By "depth" I mean depth of _study_. If I were an English teacher, I would want to have the students look at a wide variety of works - diverse in both the time of their writing and the literary traditions from which they come. But I would not want to do a disservice to any particular book or tradition by spending too little time on it or by not giving the students adequate background on the time period, the author, and the circumstances of the writing. Whoever designs the curriculum must reconcile the goals of covering a wide variety of texts and of studying each particular text in depth.


----------



## Arthur_Vandelay (Mar 23, 2005)

Aiwendil2 said:


> By "depth" I mean depth of _study_. If I were an English teacher, I would want to have the students look at a wide variety of works - diverse in both the time of their writing and the literary traditions from which they come.

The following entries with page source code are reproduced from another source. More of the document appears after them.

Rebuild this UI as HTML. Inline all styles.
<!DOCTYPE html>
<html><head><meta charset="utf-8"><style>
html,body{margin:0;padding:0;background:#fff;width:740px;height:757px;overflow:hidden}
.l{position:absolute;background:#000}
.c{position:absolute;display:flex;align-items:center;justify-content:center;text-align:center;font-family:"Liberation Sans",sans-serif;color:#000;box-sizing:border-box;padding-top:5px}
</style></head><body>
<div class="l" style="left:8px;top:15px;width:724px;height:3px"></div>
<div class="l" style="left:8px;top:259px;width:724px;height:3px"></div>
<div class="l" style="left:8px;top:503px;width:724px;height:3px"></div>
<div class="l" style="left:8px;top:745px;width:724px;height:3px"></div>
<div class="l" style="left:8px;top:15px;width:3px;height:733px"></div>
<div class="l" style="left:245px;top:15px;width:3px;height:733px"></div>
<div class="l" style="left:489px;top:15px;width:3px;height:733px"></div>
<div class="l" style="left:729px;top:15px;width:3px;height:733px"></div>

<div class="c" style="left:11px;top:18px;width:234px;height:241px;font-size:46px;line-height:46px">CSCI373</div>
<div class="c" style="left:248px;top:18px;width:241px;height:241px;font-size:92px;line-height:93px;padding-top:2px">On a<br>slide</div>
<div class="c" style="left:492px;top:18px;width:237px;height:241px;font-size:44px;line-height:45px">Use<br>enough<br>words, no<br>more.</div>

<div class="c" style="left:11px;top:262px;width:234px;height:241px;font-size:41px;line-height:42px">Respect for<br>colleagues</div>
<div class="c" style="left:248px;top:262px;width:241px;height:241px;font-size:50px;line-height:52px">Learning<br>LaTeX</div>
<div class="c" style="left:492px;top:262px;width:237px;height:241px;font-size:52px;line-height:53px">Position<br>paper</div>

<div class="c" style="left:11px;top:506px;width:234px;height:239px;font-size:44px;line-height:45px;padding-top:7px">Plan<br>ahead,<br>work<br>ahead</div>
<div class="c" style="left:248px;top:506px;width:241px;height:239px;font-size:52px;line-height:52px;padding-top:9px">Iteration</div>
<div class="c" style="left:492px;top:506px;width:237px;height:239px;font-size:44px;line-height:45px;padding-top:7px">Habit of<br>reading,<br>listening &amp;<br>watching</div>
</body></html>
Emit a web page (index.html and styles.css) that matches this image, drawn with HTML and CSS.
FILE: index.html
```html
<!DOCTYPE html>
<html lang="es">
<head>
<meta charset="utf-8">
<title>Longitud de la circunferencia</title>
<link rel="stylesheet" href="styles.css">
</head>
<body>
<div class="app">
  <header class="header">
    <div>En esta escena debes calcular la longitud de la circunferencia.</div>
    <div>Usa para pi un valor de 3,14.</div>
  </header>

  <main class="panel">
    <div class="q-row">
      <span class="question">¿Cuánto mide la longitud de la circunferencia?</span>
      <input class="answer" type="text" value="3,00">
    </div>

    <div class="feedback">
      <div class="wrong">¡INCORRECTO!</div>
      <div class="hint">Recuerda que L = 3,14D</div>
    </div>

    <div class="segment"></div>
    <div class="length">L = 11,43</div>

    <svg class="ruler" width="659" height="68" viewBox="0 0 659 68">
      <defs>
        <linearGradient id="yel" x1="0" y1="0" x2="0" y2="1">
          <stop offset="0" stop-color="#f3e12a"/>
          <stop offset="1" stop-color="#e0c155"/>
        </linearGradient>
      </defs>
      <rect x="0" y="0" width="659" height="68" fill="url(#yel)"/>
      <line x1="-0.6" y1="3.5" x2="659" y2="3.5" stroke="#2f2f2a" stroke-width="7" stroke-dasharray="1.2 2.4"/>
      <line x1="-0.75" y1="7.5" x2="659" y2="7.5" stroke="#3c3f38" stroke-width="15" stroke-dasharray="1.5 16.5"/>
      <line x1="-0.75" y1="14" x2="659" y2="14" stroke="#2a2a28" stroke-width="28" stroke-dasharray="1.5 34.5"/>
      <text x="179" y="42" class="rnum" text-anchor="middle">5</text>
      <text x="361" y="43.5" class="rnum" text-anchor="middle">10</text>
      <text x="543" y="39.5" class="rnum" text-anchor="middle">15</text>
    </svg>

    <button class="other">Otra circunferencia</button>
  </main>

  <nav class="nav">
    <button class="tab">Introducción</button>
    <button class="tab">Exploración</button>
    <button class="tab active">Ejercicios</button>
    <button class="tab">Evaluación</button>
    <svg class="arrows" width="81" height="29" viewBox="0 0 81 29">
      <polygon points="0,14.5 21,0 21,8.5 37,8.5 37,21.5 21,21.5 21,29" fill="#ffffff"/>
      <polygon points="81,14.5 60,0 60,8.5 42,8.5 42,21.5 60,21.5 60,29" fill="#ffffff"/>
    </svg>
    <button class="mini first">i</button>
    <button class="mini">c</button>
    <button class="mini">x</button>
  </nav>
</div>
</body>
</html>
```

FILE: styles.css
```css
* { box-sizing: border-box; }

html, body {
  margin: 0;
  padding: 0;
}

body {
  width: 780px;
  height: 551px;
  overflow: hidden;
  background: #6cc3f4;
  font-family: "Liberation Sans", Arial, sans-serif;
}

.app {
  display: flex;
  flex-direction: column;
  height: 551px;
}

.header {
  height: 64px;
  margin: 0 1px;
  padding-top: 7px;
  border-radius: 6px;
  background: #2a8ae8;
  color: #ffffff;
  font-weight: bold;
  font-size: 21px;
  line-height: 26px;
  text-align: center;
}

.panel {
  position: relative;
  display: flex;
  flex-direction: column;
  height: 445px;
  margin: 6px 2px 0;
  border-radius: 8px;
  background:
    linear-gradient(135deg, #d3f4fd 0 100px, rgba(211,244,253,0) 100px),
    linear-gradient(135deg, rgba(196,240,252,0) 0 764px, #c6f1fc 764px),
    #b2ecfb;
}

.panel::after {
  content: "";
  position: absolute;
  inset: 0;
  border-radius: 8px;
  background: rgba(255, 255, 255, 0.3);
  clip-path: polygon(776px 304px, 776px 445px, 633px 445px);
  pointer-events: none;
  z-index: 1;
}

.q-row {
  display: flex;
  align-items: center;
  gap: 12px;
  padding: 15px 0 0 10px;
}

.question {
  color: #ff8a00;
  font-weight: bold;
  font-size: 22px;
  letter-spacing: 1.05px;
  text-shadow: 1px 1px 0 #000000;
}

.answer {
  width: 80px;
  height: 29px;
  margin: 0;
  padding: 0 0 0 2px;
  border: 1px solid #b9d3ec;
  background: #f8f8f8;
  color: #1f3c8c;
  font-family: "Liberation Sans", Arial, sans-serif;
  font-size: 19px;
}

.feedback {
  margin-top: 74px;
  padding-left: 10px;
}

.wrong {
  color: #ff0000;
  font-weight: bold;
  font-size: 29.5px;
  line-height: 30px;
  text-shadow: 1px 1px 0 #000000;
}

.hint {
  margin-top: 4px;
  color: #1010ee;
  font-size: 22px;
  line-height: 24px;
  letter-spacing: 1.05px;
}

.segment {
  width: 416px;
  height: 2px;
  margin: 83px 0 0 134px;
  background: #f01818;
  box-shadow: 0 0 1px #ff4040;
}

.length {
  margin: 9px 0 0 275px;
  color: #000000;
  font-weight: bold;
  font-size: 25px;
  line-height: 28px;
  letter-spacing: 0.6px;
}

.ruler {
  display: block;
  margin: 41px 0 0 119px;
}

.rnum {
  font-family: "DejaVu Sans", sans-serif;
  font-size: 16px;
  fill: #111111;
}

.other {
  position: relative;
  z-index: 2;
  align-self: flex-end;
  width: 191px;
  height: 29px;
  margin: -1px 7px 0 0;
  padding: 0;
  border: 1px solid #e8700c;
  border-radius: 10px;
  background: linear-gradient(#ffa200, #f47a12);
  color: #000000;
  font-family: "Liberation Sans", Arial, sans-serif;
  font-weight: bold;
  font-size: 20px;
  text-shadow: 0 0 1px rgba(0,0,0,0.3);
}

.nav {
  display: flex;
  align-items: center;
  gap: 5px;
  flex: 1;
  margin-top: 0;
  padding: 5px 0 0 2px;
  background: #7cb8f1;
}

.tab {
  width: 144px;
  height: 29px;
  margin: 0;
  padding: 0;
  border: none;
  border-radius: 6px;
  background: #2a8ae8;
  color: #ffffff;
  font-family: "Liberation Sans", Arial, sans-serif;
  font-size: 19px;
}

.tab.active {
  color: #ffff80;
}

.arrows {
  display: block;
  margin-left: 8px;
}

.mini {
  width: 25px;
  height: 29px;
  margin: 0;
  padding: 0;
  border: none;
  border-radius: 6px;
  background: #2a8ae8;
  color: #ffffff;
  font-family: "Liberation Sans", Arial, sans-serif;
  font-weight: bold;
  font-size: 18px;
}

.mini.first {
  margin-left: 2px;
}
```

But I would not want to do a disservice to any particular book or tradition by spending too little time on it or by not giving the students adequate background on the time period, the author, and the circumstances of the writing. Whoever designs the curriculum must reconcile the goals of covering a wide variety of texts and of studying each particular text in depth.



Certainly.


----------



## Beleg (Mar 24, 2005)

I have a question for you US'ers/UK'ers: 

Are the likes of Hubert Selby (Requiem For A Dream), Nick Hornby (Fevre Pitch), Irvine Welsh (Trainspotting) and Jack Kerouac (On The Road) taught/allowed in highschool? 



> I was referring to a period of perhaps a decade or two in the immediate past. Authors who might make a big splash, but then are forgotten in a few years.* Pop culture literature should not be included in the curriculum.*



Books like 'Vernon God Little' by D.B.C. Pierre and 'Middlesex' fall into this category. Similarly authors like Alan Garner and Robert James Waller will also get the cut.  

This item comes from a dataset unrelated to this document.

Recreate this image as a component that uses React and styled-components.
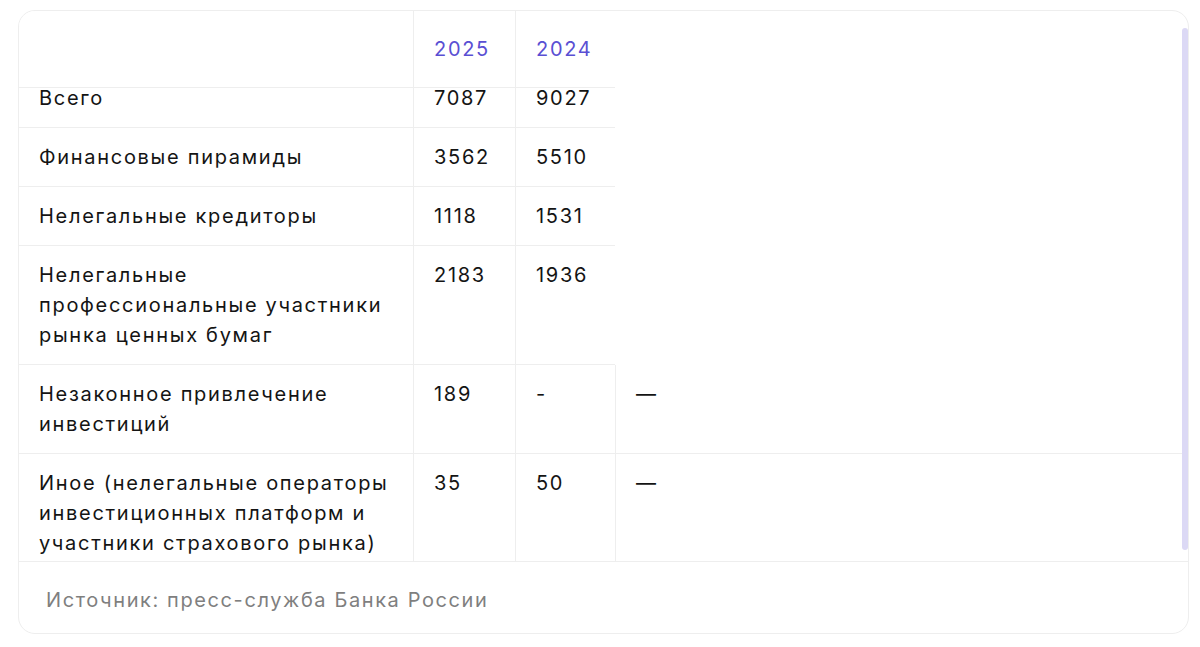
import React, { useLayoutEffect, useRef } from 'react';
import styled, { createGlobalStyle } from 'styled-components';

const GlobalStyle = createGlobalStyle`
    * { box-sizing: border-box; }
    body {
        margin: 0;
        background: #ffffff;
        font-family: Inter, 'Noto Sans', sans-serif;
        color: #141414;
    }
`;

const rows = [
    ['Всего', '7087', '9027'],
    ['Финансовые пирамиды', '3562', '5510'],
    ['Нелегальные кредиторы', '1118', '1531'],
    ['Нелегальные профессиональные участники рынка ценных бумаг', '2183', '1936'],
    ['Незаконное привлечение инвестиций', '189', '-', '—'],
    ['Иное (нелегальные операторы инвестиционных платформ и участники страхового рынка)', '35', '50', '—'],
];

const App = () => {
    const scrollRef = useRef(null);

    // таблица в исходнике прокручена чуть вниз
    useLayoutEffect(() => {
        const el = scrollRef.current;
        if (!el) return;
        el.scrollTop = 19;
        if (document.fonts) {
            document.fonts.ready.then(() => {
                el.scrollTop = 19;
            });
        }
    }, []);

    return (
        <Page>
            <GlobalStyle />
            <Card>
                <ScrollArea ref={scrollRef}>
                    <Table>
                        <colgroup>
                            <Col $w={394} />
                            <Col $w={102} />
                            <Col $w={100} />
                            <col />
                        </colgroup>
                        <thead>
                            <tr>
                                <HeadCell />
                                <HeadCell>2025</HeadCell>
                                <HeadCell>2024</HeadCell>
                            </tr>
                        </thead>
                        <tbody>
                            {rows.map((row) => (
                                <tr key={row[0]}>
                                    {row.map((value, i) => (
                                        <Cell key={i}>{value}</Cell>
                                    ))}
                                </tr>
                            ))}
                        </tbody>
                    </Table>
                </ScrollArea>
                <ScrollThumb />
                <Source>Источник: пресс-служба Банка России</Source>
            </Card>
        </Page>
    );
};

const Page = styled.div`
    padding: 10px 11px 0 18px;
`;

const Card = styled.section`
    position: relative;
    display: flex;
    flex-direction: column;
    height: 624px;
    border: 1px solid #eeeeee;
    border-radius: 17px;
    overflow: hidden;
    background: #ffffff;
`;

const ScrollArea = styled.div`
    height: 550px;
    flex-shrink: 0;
    padding-right: 6px;
    overflow-y: auto;
    scrollbar-width: none;

    &::-webkit-scrollbar {
        display: none;
    }
`;

// ползунок прокрутки поверх таблицы
const ScrollThumb = styled.div`
    position: absolute;
    top: 17px;
    right: 0;
    width: 6px;
    height: 522px;
    border-radius: 3px;
    background: #dcd9f5;
`;

const Table = styled.table`
    width: 100%;
    table-layout: fixed;
    border-collapse: separate;
    border-spacing: 0;
`;

const Col = styled.col`
    width: ${(p) => p.$w}px;
`;

const HeadCell = styled.th`
    position: sticky;
    top: 0;
    z-index: 1;
    background: #ffffff;
    padding: 23px 20px;
    text-align: left;
    font-weight: 400;
    font-size: 20px;
    line-height: 30px;
    letter-spacing: 1.7px;
    color: #5a4fd3;
    border-bottom: 1px solid #eeeeee;

    & + & {
        border-left: 1px solid #eeeeee;
    }
`;

const Cell = styled.td`
    padding: 14px 20px;
    vertical-align: top;
    font-size: 20px;
    line-height: 30px;
    letter-spacing: 1.7px;
    color: #141414;
    border-bottom: 1px solid #eeeeee;

    & + & {
        border-left: 1px solid #eeeeee;
    }
`;

const Source = styled.footer`
    flex: 1;
    padding: 23px 27px 18px;
    border-top: 1px solid #eeeeee;
    font-size: 20px;
    line-height: 30px;
    letter-spacing: 1.6px;
    color: #7f7f7f;
`;

export default App;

I have to disagree with you. Pop Culture literature serve a very important purpose in my humble opinion:

1. It actually helps in getting kids interested in reading/criticism. Teens/children have a limited timespan so they need something they (can) 'dig' to catch hold of their interest, preferably from the very beginning. A book which has a fast moving, tightly woven plot, pop references they can actually 'get', stereotypical hero's/villians that are in vogue is more likely to appeal to a child's interest than a slooooooooooowwww, meandering 1000 page threatening looking tome like 'War and Peace'. 

Relatively speaking, It is more easier to convert a skeptic than a flat out rebuffer. 

As an aside: What type of books do you consider pop-culture? Going by your rather vague defination, would you include Rowlings in this category? Philip Pullman? Hanif Kureshi? Nick Hornby? 


I think, theoretically at least, I am in complete agreement with Aiwendil. It is sad that in practice it doesn't/can't work this way.


----------



## joxy (Mar 24, 2005)

Aiwendil2 said:


> ....there are in fact two somewhat distinct issues....
> One is the question of who decides what the students read.
> The other is the question of what they read.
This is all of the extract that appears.